» WHAT TO PRODUCE: All of the lines below are to be printed again exactly; images are excluded from the output.

» INFORMATION SHOWN:

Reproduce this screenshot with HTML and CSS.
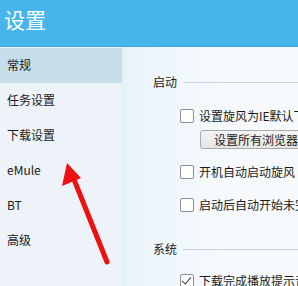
FILE: index.html
```html
<!DOCTYPE html>
<html lang="zh-CN">
<head>
  <meta charset="UTF-8">
  <meta name="viewport" content="width=device-width, initial-scale=1">
  <title>设置</title>
  <link rel="stylesheet" href="styles.css">
</head>
<body>

<div class="window">
  <div class="title-bar">设置</div>

  <div class="main">
    <!-- 左侧菜单 -->
    <ul class="side-menu">
      <li class="active">常规</li>
      <li>任务设置</li>
      <li>下载设置</li>
      <li>eMule</li>
      <li>BT</li>
      <li>高级</li>
    </ul>

    <!-- 右侧内容 -->
    <div class="content">
      <div class="group-title">启动</div>
      <label class="check-row first"><span class="box"></span>设置旋风为IE默认下载工具</label>
      <button class="btn">设置所有浏览器默认下载工具</button>
      <label class="check-row gap-a"><span class="box"></span>开机自动启动旋风</label>
      <label class="check-row gap-c"><span class="box"></span>启动后自动开始未完成的任务</label>

      <div class="group-title second">系统</div>
      <label class="check-row gap-b"><span class="box checked"></span>下载完成播放提示音</label>
    </div>
  </div>

  <!-- 红色箭头标注 -->
  <svg class="arrow" width="298" height="286" viewBox="0 0 298 286">
    <line x1="107" y1="262" x2="73" y2="177" stroke="#ee1111" stroke-width="5" stroke-linecap="round"/>
    <polygon points="67,163 62,186 81,178" fill="#ee1111"/>
  </svg>
</div>

</body>
</html>
```

FILE: styles.css
```css
body {
  margin: 0;
  font-family: "Noto Sans CJK SC", "Noto Sans", sans-serif;
  font-size: 12px;
  color: #1a1a1a;
}

.window {
  position: relative;
  width: 298px;
  height: 286px;
  overflow: hidden;
  background-color: #f4f9fc;
}

.title-bar {
  height: 47px;
  box-sizing: border-box;
  padding: 2px 0 0 4px;
  background-color: #46b5eb;
  border-bottom: 1px solid #3aa6dc;
  color: white;
  font-size: 21px;
  line-height: 34px;
}

.main {
  display: flex;
  height: 239px;
}

.side-menu {
  list-style: none;
  margin: 0;
  padding: 1px 0 0 0;
  width: 122px;
  flex-shrink: 0;
  background-color: #edf3f8;
}

.side-menu li {
  height: 35px;
  line-height: 34px;
  padding-left: 7px;
}

.side-menu li.active {
  background-color: #c6deea;
}

.content {
  flex: 1;
  display: flex;
  flex-direction: column;
  align-items: flex-start;
  padding: 27px 0 0 31px;
  background: linear-gradient(to right, #e4f1f9, #eff7fc 30px, #f6fafd 120px);
  white-space: nowrap;
}

.group-title {
  display: flex;
  align-items: center;
  align-self: stretch;
  height: 16px;
  line-height: 16px;
}

.group-title::after {
  content: "";
  flex: 1;
  height: 1px;
  margin-left: 6px;
  background-color: #c9d2d8;
}

.group-title.second {
  margin-top: 28px;
}

.check-row {
  display: flex;
  align-items: center;
  height: 16px;
  line-height: 16px;
  margin-left: 27px;
}

.check-row.first {
  margin-top: 18px;
}

.check-row.gap-a {
  margin-top: 15px;
}

.check-row.gap-b {
  margin-top: 16px;
}

.check-row.gap-c {
  margin-top: 17px;
}

.box {
  width: 12px;
  height: 12px;
  margin-right: 5px;
  border: 1px solid #8e8e8e;
  border-radius: 2px;
  background-color: white;
  position: relative;
}

.box.checked::after {
  content: "";
  position: absolute;
  left: 3px;
  top: 0px;
  width: 4px;
  height: 8px;
  border: solid #333;
  border-width: 0 1.5px 1.5px 0;
  transform: rotate(40deg);
}

.btn {
  margin: 6px 0 0 47px;
  height: 25px;
  padding: 0 13px;
  font-family: inherit;
  font-size: 12px;
  color: #1a1a1a;
  background: linear-gradient(#f4f4f4, #e4e4e4);
  border: 1px solid #a9a9a9;
  border-radius: 3px;
}

.arrow {
  position: absolute;
  left: 0;
  top: 0;
  pointer-events: none;
}
```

» SOLUTION:
Reproduce this screenshot with HTML and CSS.
FILE: index.html
```html
<!DOCTYPE html>
<html lang="zh-CN">
<head>
  <meta charset="UTF-8">
  <meta name="viewport" content="width=device-width, initial-scale=1">
  <title>设置</title>
  <link rel="stylesheet" href="styles.css">
</head>
<body>

<div class="window">
  <div class="title-bar">设置</div>

  <div class="main">
    <!-- 左侧菜单 -->
    <ul class="side-menu">
      <li class="active">常规</li>
      <li>任务设置</li>
      <li>下载设置</li>
      <li>eMule</li>
      <li>BT</li>
      <li>高级</li>
    </ul>

    <!-- 右侧内容 -->
    <div class="content">
      <div class="group-title">启动</div>
      <label class="check-row first"><span class="box"></span>设置旋风为IE默认下载工具</label>
      <button class="btn">设置所有浏览器默认下载工具</button>
      <label class="check-row gap-a"><span class="box"></span>开机自动启动旋风</label>
      <label class="check-row gap-c"><span class="box"></span>启动后自动开始未完成的任务</label>

      <div class="group-title second">系统</div>
      <label class="check-row gap-b"><span class="box checked"></span>下载完成播放提示音</label>
    </div>
  </div>

  <!-- 红色箭头标注 -->
  <svg class="arrow" width="298" height="286" viewBox="0 0 298 286">
    <line x1="107" y1="262" x2="73" y2="177" stroke="#ee1111" stroke-width="5" stroke-linecap="round"/>
    <polygon points="67,163 62,186 81,178" fill="#ee1111"/>
  </svg>
</div>

</body>
</html>
```

FILE: styles.css
```css
body {
  margin: 0;
  font-family: "Noto Sans CJK SC", "Noto Sans", sans-serif;
  font-size: 12px;
  color: #1a1a1a;
}

.window {
  position: relative;
  width: 298px;
  height: 286px;
  overflow: hidden;
  background-color: #f4f9fc;
}

.title-bar {
  height: 47px;
  box-sizing: border-box;
  padding: 2px 0 0 4px;
  background-color: #46b5eb;
  border-bottom: 1px solid #3aa6dc;
  color: white;
  font-size: 21px;
  line-height: 34px;
}

.main {
  display: flex;
  height: 239px;
}

.side-menu {
  list-style: none;
  margin: 0;
  padding: 1px 0 0 0;
  width: 122px;
  flex-shrink: 0;
  background-color: #edf3f8;
}

.side-menu li {
  height: 35px;
  line-height: 34px;
  padding-left: 7px;
}

.side-menu li.active {
  background-color: #c6deea;
}

.content {
  flex: 1;
  display: flex;
  flex-direction: column;
  align-items: flex-start;
  padding: 27px 0 0 31px;
  background: linear-gradient(to right, #e4f1f9, #eff7fc 30px, #f6fafd 120px);
  white-space: nowrap;
}

.group-title {
  display: flex;
  align-items: center;
  align-self: stretch;
  height: 16px;
  line-height: 16px;
}

.group-title::after {
  content: "";
  flex: 1;
  height: 1px;
  margin-left: 6px;
  background-color: #c9d2d8;
}

.group-title.second {
  margin-top: 28px;
}

.check-row {
  display: flex;
  align-items: center;
  height: 16px;
  line-height: 16px;
  margin-left: 27px;
}

.check-row.first {
  margin-top: 18px;
}

.check-row.gap-a {
  margin-top: 15px;
}

.check-row.gap-b {
  margin-top: 16px;
}

.check-row.gap-c {
  margin-top: 17px;
}

.box {
  width: 12px;
  height: 12px;
  margin-right: 5px;
  border: 1px solid #8e8e8e;
  border-radius: 2px;
  background-color: white;
  position: relative;
}

.box.checked::after {
  content: "";
  position: absolute;
  left: 3px;
  top: 0px;
  width: 4px;
  height: 8px;
  border: solid #333;
  border-width: 0 1.5px 1.5px 0;
  transform: rotate(40deg);
}

.btn {
  margin: 6px 0 0 47px;
  height: 25px;
  padding: 0 13px;
  font-family: inherit;
  font-size: 12px;
  color: #1a1a1a;
  background: linear-gradient(#f4f4f4, #e4e4e4);
  border: 1px solid #a9a9a9;
  border-radius: 3px;
}

.arrow {
  position: absolute;
  left: 0;
  top: 0;
  pointer-events: none;
}
```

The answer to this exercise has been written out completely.